When the battalion arrived in Mosul in November last year the city was under
threat from insurgents. “We faced very heavy fighting for about three
months,” Kurilla recalled. “Every patrol was making contact with enemy
forces. We would hit them where they slept, where they worked and where they
ate.”
Today the picture was very different, he said. “I have watched a city that was
in absolute chaos turn into one that has a viable Iraqi security force,
which is taking the lead in fighting the terrorists.”
Yon, 41, went to Iraq after a friend from high school, Scott Helveston, a
former navy Seal, was hanged from a bridge in Falluja in an incident that
shocked the world.

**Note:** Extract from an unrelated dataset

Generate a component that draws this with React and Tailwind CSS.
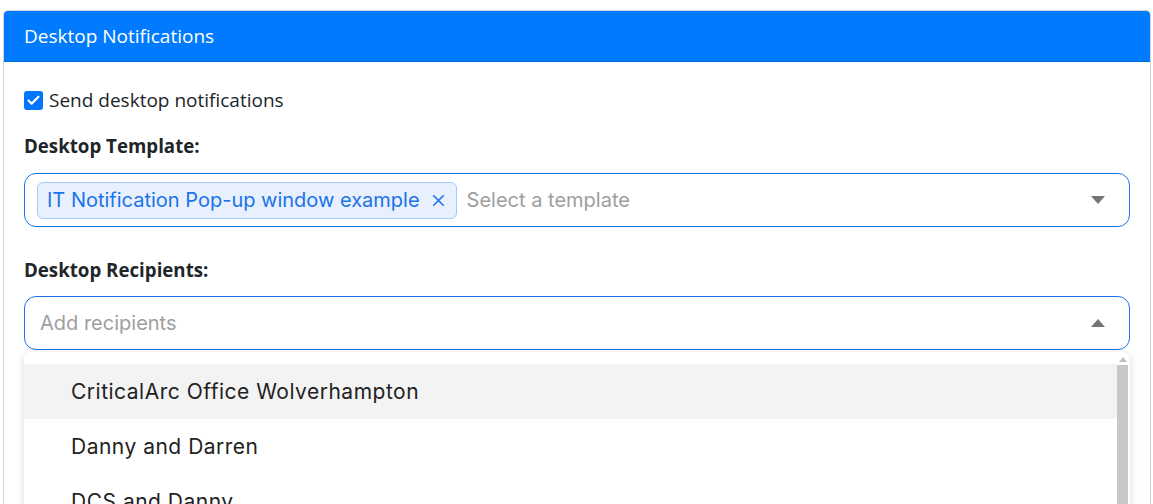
import { Check, X } from "lucide-react";

const sans = { fontFamily: "'Open Sans', 'Noto Sans', sans-serif" };
const ui = { fontFamily: "Inter, 'Noto Sans', sans-serif" };

function CheckBox() {
  return (
    <span className="flex h-[19px] w-[19px] items-center justify-center rounded-[3px] bg-[#0075ff]">
      <Check size={15} strokeWidth={3.5} className="text-white" />
    </span>
  );
}

function Caret({ up }) {
  return (
    <svg width="14" height="8" viewBox="0 0 14 8" className="text-[#757575]">
      {up ? (
        <polygon points="0,8 14,8 7,0" fill="currentColor" />
      ) : (
        <polygon points="0,0 14,0 7,8" fill="currentColor" />
      )}
    </svg>
  );
}

const recipients = [
  "CriticalArc Office Wolverhampton",
  "Danny and Darren",
  "DCS and Danny",
  "Emergency Team",
];

export default function App() {
  return (
    <div className="h-[504px] overflow-hidden bg-white pl-[3px] pt-[10px]">
      <div className="w-[1148px] rounded-t-[5px] border border-[#d3d3d3]" style={sans}>
        {/* Header */}
        <div className="flex h-[51px] items-center rounded-t-[4px] border-b border-[#0069d9] bg-[#007bff] px-[20px] text-[19px] text-white">
          Desktop Notifications
        </div>

        {/* Body */}
        <div className="px-[20px] pt-[25px] text-[#212529]">
          <label className="flex h-[27px] items-center gap-[6px] text-[19px]">
            <CheckBox />
            <span>Send desktop notifications</span>
          </label>

          <div className="mt-[18px] h-[27px] text-[18.7px] font-bold leading-[27px]">
            Desktop Template:
          </div>

          <div
            className="mt-[14px] flex h-[54px] w-[1106px] items-center rounded-[12px] border border-[#1a73e8] pl-[12px] pr-[24px]"
            style={ui}
          >
            <span className="flex h-[37px] items-center gap-[9px] rounded-[6px] border border-[#a8c7fa] bg-[#e8f0fe] pl-[9px] pr-[8px] text-[20px] text-[#1a73e8]">
              IT Notification Pop-up window example
              <X size={19} strokeWidth={2} />
            </span>
            <span className="ml-[10px] text-[20px] text-[#9e9e9e]">Select a template</span>
            <span className="ml-auto">
              <Caret />
            </span>
          </div>

          <div className="mt-[29px] h-[27px] text-[18.7px] font-bold leading-[27px]">
            Desktop Recipients:
          </div>

          <div
            className="mt-[13px] flex h-[54px] w-[1106px] items-center rounded-[12px] border border-[#1a73e8] pl-[15px] pr-[24px]"
            style={ui}
          >
            <span className="text-[20px] text-[#9e9e9e]">Add recipients</span>
            <span className="ml-auto">
              <Caret up />
            </span>
          </div>

          {/* Open dropdown list */}
          <div
            className="mt-[2px] flex h-[200px] w-[1106px] rounded-t-[8px] bg-white pt-[12px] shadow-[0_2px_8px_rgba(0,0,0,0.15)]"
            style={ui}
          >
            <ul className="flex-1">
              {recipients.map((name, i) => (
                <li
                  key={name}
                  className={
                    "flex h-[55px] items-center pl-[47px] text-[21px] tracking-[0.5px] text-[#222] " +
                    (i === 0 ? "bg-[#f3f3f3]" : "")
                  }
                >
                  {name}
                </li>
              ))}
            </ul>
            <div className="mr-[2px] flex w-[11px] flex-col items-center">
              <svg width="8" height="5" viewBox="0 0 8 5" className="-mt-[7px] mb-[3px] text-[#c1c1c1]">
                <polygon points="0,5 8,5 4,0" fill="currentColor" />
              </svg>
              <div className="w-full flex-1 bg-[#c8c8c8]" />
            </div>
          </div>
        </div>
      </div>
    </div>
  );
}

Yon had never blogged before but was the author of Danger
Close, a book about his experience as a green beret when he killed a man in
a bar-room brawl. He was charged with murder and acquitted on the grounds of
self-defence.
“When I landed in Baghdad I was immediately struck by how much of a war zone
it was,” Yon said. “Explosions were going off constantly. It was full-on.”
His first experience of Mosul was worse: “I got attacked on my first mission.
One of our vehicles got hit with a car bomb and three guys were killed.”
In May, Yon took a photograph of a soldier from the Deuce Four cradling a
little Iraqi girl who had been fatally wounded by a suicide bomber. He
sensed that the inhabitants of Mosul were turning against the insurgents.
“People began to realise that all the insurgents ever did was break things
and kill people,” he said. “It started to switch from a firefight to an
intelligence war. People started to talk more to us. They would pull us over
and give us tips.”
The Iraqi security forces began to take pride in their work, Yon added: “These
guys were getting slaughtered but they continued to volunteer and fight.
It’s very dangerous now to be a terrorist in Mosul. They’re still out there
but it’s not like it was.”
Willis said it would be wrong for Americans to give up on Iraq just as
progress is being made. “The Iraqi people want to live in a world where they
can move from their homes to the market and not have to fear being killed,”
he said. “I mean, doesn’t everybody want that?”